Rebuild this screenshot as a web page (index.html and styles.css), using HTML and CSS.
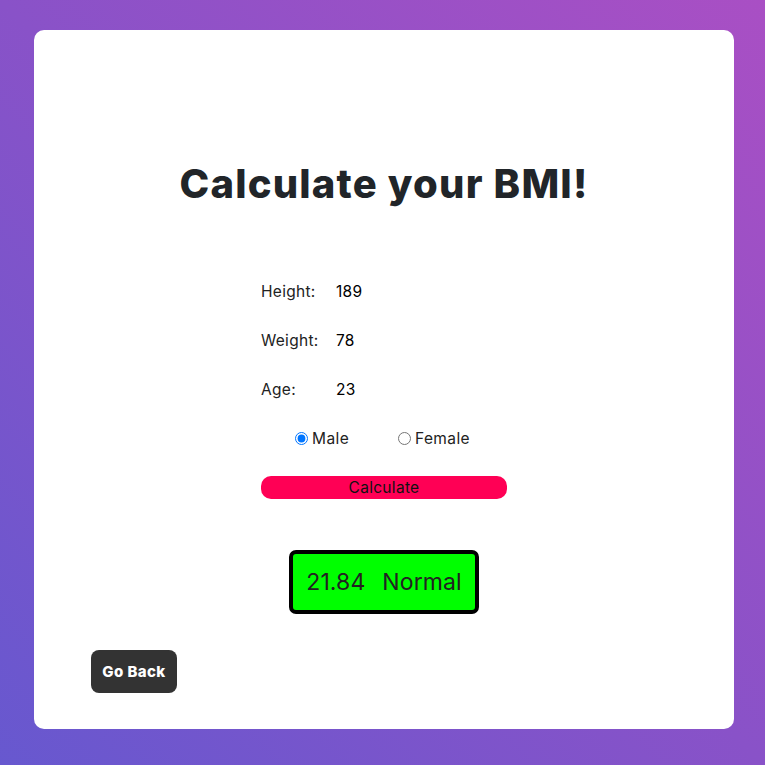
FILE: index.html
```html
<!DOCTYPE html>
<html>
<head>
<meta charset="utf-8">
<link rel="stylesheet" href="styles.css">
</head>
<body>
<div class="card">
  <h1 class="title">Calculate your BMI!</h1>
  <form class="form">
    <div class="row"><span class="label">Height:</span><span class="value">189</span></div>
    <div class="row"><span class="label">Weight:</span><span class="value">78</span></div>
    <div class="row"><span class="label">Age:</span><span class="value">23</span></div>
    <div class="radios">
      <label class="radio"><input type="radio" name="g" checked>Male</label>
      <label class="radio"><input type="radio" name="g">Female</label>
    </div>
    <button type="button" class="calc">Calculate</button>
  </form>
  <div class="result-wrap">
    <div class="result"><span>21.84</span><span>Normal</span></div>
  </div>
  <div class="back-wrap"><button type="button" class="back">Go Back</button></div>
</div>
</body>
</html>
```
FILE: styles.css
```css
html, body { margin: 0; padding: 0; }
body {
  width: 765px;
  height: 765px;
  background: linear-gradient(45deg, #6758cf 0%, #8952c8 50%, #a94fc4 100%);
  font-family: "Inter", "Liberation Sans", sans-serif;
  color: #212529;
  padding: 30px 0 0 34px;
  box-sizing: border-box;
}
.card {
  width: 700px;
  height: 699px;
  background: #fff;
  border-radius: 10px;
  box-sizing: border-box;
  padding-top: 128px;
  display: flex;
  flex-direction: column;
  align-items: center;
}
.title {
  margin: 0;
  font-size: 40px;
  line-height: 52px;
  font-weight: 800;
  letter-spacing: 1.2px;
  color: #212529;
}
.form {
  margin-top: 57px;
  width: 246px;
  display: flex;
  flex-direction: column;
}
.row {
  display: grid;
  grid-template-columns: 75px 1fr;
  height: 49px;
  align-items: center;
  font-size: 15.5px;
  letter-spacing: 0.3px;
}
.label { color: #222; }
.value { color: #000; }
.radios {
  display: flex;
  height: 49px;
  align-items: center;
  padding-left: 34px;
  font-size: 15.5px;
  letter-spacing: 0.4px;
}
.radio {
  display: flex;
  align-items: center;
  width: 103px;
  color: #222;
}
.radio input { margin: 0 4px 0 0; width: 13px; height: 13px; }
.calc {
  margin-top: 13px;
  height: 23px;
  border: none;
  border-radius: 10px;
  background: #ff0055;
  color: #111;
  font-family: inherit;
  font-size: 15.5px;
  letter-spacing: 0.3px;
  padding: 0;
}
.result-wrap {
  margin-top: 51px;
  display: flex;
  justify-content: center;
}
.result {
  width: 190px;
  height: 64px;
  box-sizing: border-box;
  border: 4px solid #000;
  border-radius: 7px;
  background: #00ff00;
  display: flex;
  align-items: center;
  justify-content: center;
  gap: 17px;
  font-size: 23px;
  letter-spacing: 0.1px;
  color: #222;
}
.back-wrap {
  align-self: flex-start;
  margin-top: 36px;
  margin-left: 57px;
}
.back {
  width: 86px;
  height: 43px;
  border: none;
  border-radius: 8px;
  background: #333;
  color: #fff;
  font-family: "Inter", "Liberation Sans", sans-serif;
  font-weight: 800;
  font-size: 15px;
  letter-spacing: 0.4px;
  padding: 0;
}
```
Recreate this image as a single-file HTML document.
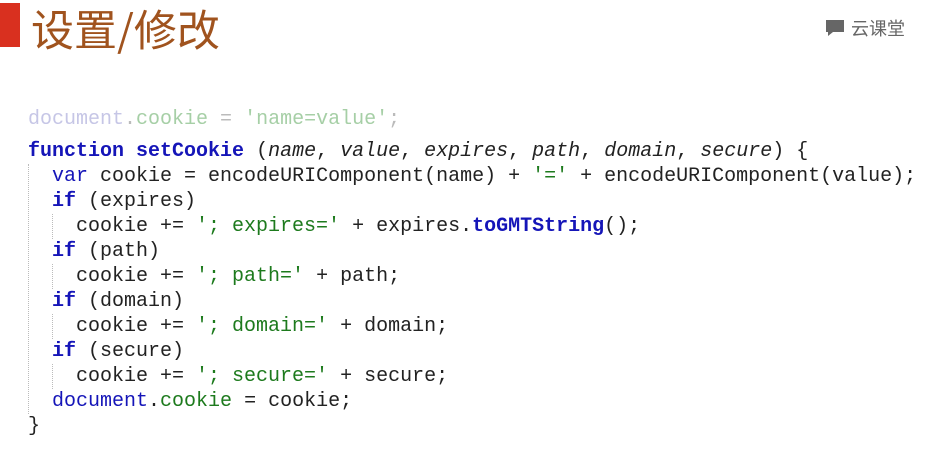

▶ **Instructions to follow**: Go through the entries above and print each one exactly, minus the pictures.

▶ **Task output**:
Rebuild this screenshot as a web page (index.html and styles.css), using HTML and CSS.
FILE: index.html
```html
<!DOCTYPE html>
<html>
<head>
<meta charset="utf-8">
<link rel="stylesheet" href="styles.css">
</head>
<body>
<div class="card">
  <h1 class="title">Calculate your BMI!</h1>
  <form class="form">
    <div class="row"><span class="label">Height:</span><span class="value">189</span></div>
    <div class="row"><span class="label">Weight:</span><span class="value">78</span></div>
    <div class="row"><span class="label">Age:</span><span class="value">23</span></div>
    <div class="radios">
      <label class="radio"><input type="radio" name="g" checked>Male</label>
      <label class="radio"><input type="radio" name="g">Female</label>
    </div>
    <button type="button" class="calc">Calculate</button>
  </form>
  <div class="result-wrap">
    <div class="result"><span>21.84</span><span>Normal</span></div>
  </div>
  <div class="back-wrap"><button type="button" class="back">Go Back</button></div>
</div>
</body>
</html>
```
FILE: styles.css
```css
html, body { margin: 0; padding: 0; }
body {
  width: 765px;
  height: 765px;
  background: linear-gradient(45deg, #6758cf 0%, #8952c8 50%, #a94fc4 100%);
  font-family: "Inter", "Liberation Sans", sans-serif;
  color: #212529;
  padding: 30px 0 0 34px;
  box-sizing: border-box;
}
.card {
  width: 700px;
  height: 699px;
  background: #fff;
  border-radius: 10px;
  box-sizing: border-box;
  padding-top: 128px;
  display: flex;
  flex-direction: column;
  align-items: center;
}
.title {
  margin: 0;
  font-size: 40px;
  line-height: 52px;
  font-weight: 800;
  letter-spacing: 1.2px;
  color: #212529;
}
.form {
  margin-top: 57px;
  width: 246px;
  display: flex;
  flex-direction: column;
}
.row {
  display: grid;
  grid-template-columns: 75px 1fr;
  height: 49px;
  align-items: center;
  font-size: 15.5px;
  letter-spacing: 0.3px;
}
.label { color: #222; }
.value { color: #000; }
.radios {
  display: flex;
  height: 49px;
  align-items: center;
  padding-left: 34px;
  font-size: 15.5px;
  letter-spacing: 0.4px;
}
.radio {
  display: flex;
  align-items: center;
  width: 103px;
  color: #222;
}
.radio input { margin: 0 4px 0 0; width: 13px; height: 13px; }
.calc {
  margin-top: 13px;
  height: 23px;
  border: none;
  border-radius: 10px;
  background: #ff0055;
  color: #111;
  font-family: inherit;
  font-size: 15.5px;
  letter-spacing: 0.3px;
  padding: 0;
}
.result-wrap {
  margin-top: 51px;
  display: flex;
  justify-content: center;
}
.result {
  width: 190px;
  height: 64px;
  box-sizing: border-box;
  border: 4px solid #000;
  border-radius: 7px;
  background: #00ff00;
  display: flex;
  align-items: center;
  justify-content: center;
  gap: 17px;
  font-size: 23px;
  letter-spacing: 0.1px;
  color: #222;
}
.back-wrap {
  align-self: flex-start;
  margin-top: 36px;
  margin-left: 57px;
}
.back {
  width: 86px;
  height: 43px;
  border: none;
  border-radius: 8px;
  background: #333;
  color: #fff;
  font-family: "Inter", "Liberation Sans", sans-serif;
  font-weight: 800;
  font-size: 15px;
  letter-spacing: 0.4px;
  padding: 0;
}
```
Recreate this image as a single-file HTML document.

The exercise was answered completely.